Let $G$ be a finite abelian group of order $pq$, where $p<q$ are both primes. I want to show that $G$ is isomorphic to a subgroup of $S_{p+q}$ (but is not isomorphic to any subgroup of order $S_{p+q-1}$).
What I know so far, assuming $|G|=pq$, $p<q$: $G$ is abelian iff there is only one $p$-subgroup and in this case $G\cong \mathbb{Z}/pq\mathbb{Z}$. I also know that if $G$ is not abelian, then $G$ is isomorphic to a subgroup of $S_q$ but not to a subgroup of $S_{q-1}$ but I don't think this helps
I'm trying to find a set $C$ with $p+q$ elements such that there is a faithful action/representation $\rho: G\rightarrow B(C)$, where $B$ is the group of bijections $C\rightarrow C$, but without success.
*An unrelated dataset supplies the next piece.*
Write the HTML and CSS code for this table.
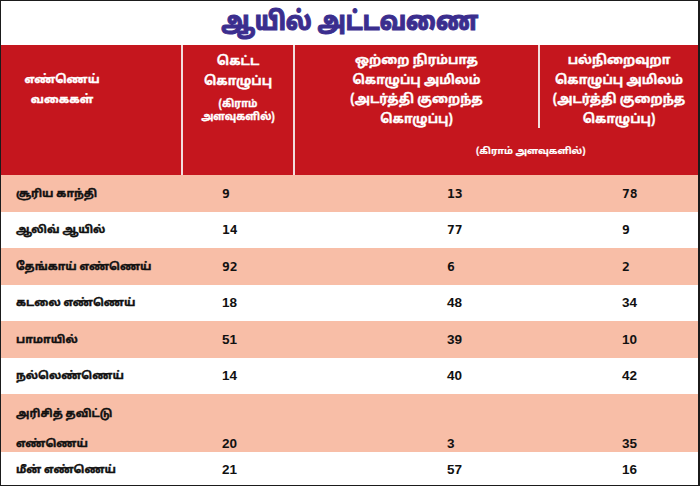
FILE: index.html
```html
<!DOCTYPE html>
<html lang="ta">
<head>
<meta charset="utf-8">
<title>ஆயில் அட்டவணை</title>
<link rel="stylesheet" href="styles.css">
</head>
<body>
<div class="frame">
  <div class="title-wrap"><h1 class="title">ஆயில் அட்டவணை</h1></div>
  <div class="head">
    <div class="hcell hc1"><div class="hc1-text">எண்ணெய்<br>வகைகள்</div></div>
    <div class="hcell hc2">
      <div class="hmain">கெட்ட<br>கொழுப்பு</div>
      <div class="hsmall">(கிராம்<br>அளவுகளில்)</div>
    </div>
    <div class="hgroup">
      <div class="hpair">
        <div class="hcell hc3">ஒற்றை நிரம்பாத<br>கொழுப்பு அமிலம்<br>(அடர்த்தி குறைந்த<br>கொழுப்பு)</div>
        <div class="hcell hc4">பல்நிறைவுறா<br>கொழுப்பு அமிலம்<br>(அடர்த்தி குறைந்த<br>கொழுப்பு)</div>
      </div>
      <div class="hunit">(கிராம் அளவுகளில்)</div>
    </div>
  </div>
  <div class="body">
    <div class="row pink r37 mono"><div class="lab">சூரிய காந்தி</div><div class="n2">9</div><div class="n3">13</div><div class="n4">78</div></div>
    <div class="row r36 mono"><div class="lab">ஆலிவ் ஆயில்</div><div class="n2">14</div><div class="n3">77</div><div class="n4">9</div></div>
    <div class="row pink r37 mono"><div class="lab">தேங்காய் எண்ணெய்</div><div class="n2">92</div><div class="n3">6</div><div class="n4">2</div></div>
    <div class="row r36"><div class="lab">கடலை எண்ணெய்</div><div class="n2">18</div><div class="n3">48</div><div class="n4">34</div></div>
    <div class="row pink r37"><div class="lab">பாமாயில்</div><div class="n2">51</div><div class="n3">39</div><div class="n4">10</div></div>
    <div class="row r36"><div class="lab">நல்லெண்ணெய்</div><div class="n2">14</div><div class="n3">40</div><div class="n4">42</div></div>
    <div class="row pink tall"><div class="lab two"><span>அரிசித் தவிட்டு</span><span>எண்ணெய்</span></div><div class="n2">20</div><div class="n3">3</div><div class="n4">35</div></div>
    <div class="row last"><div class="lab">மீன் எண்ணெய்</div><div class="n2">21</div><div class="n3">57</div><div class="n4">16</div></div>
  </div>
</div>
</body>
</html>
```
FILE: styles.css
```css
* { box-sizing: border-box; }
html, body { margin: 0; padding: 0; background: #fff; }
body {
  font-family: "Noto Sans Tamil", "Lohit Tamil", "Latha", "Noto Sans", "DejaVu Sans", sans-serif;
  font-weight: 700;
}
.frame {
  width: 700px;
  height: 486px;
  border: 1px solid #1b1b1b;
  border-right-width: 2px;
  overflow: hidden;
  display: flex;
  flex-direction: column;
  background: #fff;
}
.title-wrap {
  height: 44px;
  display: flex;
  justify-content: center;
  align-items: center;
  flex: none;
}
.title {
  margin: 0;
  display: inline-block;
  font-size: 26px;
  line-height: 30px;
  font-weight: 800;
  color: #3b2e8e;
  -webkit-text-stroke: 1px #3b2e8e;
  transform: scaleX(0.87);
  margin-top: 2px;
}
.head {
  height: 130px;
  background: #c5161e;
  color: #fff;
  display: grid;
  grid-template-columns: 180px 112px 1fr;
  flex: none;
}
.hcell {
  font-size: 12.5px;
  -webkit-text-stroke: 0.35px #fff;
}
.hc1 { padding-top: 25px; }
.hc1-text { width: 122px; text-align: center; line-height: 20px; font-size: 11.5px; }
.hc2 {
  border-left: 2px solid #f3dede;
  text-align: center;
  padding-top: 7px;
}
.hmain { line-height: 20px; font-size: 12.5px; }
.hsmall { margin-top: 6px; line-height: 13px; font-size: 10px; }
.hgroup {
  border-left: 2px solid #f3dede;
  display: flex;
  flex-direction: column;
}
.hpair {
  height: 83px;
  display: grid;
  grid-template-columns: 243px 1fr;
}
.hc3, .hc4 {
  text-align: center;
  padding-top: 7px;
  line-height: 19.5px;
  white-space: nowrap;
}
.hc4 { border-left: 2px solid #f3dede; height: 83px; }
.hunit {
  padding-left: 181px;
  padding-top: 17px;
  font-size: 9.5px;
  line-height: 14px;
  -webkit-text-stroke: 0.2px #fff;
}
.body { display: flex; flex-direction: column; flex: 1; }
.row {
  display: grid;
  grid-template-columns: 180px 112px 245px 1fr;
  align-items: center;
  font-size: 11px;
  line-height: 16px;
  color: #111;
}
.lab { padding-left: 15px; -webkit-text-stroke: 0.4px #111; }
.pink { background: #f8bea7; }
.r37 { height: 37px; }
.r36 { height: 36px; }
.tall { height: 58px; align-items: end; }
.last { flex: 1; align-items: start; padding-top: 10px; }
.lab.two { display: flex; flex-direction: column; gap: 14px; }
.n2, .n3, .n4 {
  font-family: "Liberation Sans", Arial, sans-serif;
  font-weight: 700;
  font-size: 13.5px;
}
.mono .n2, .mono .n3, .mono .n4 {
  font-family: "DejaVu Sans Mono", "Liberation Mono", monospace;
  font-size: 13px;
}
.n2 { padding-left: 41px; }
.n3 { padding-left: 154px; }
.n4 { padding-left: 84px; }
```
Does anybody have any idea?
$G$ is a product of two cyclic groups. There is a natural way to embed into $S_p \times S_q \le S_{p+q}$.
For $S_{p+q-1}$, $G$ has an element of order $pq$. The order of a permutation is the lcm of its cycle lengths. So the corresponding permutation must have a cycle of length $p$ and another of length $q$, whence it cannot belong to $S_{p+q-1}$.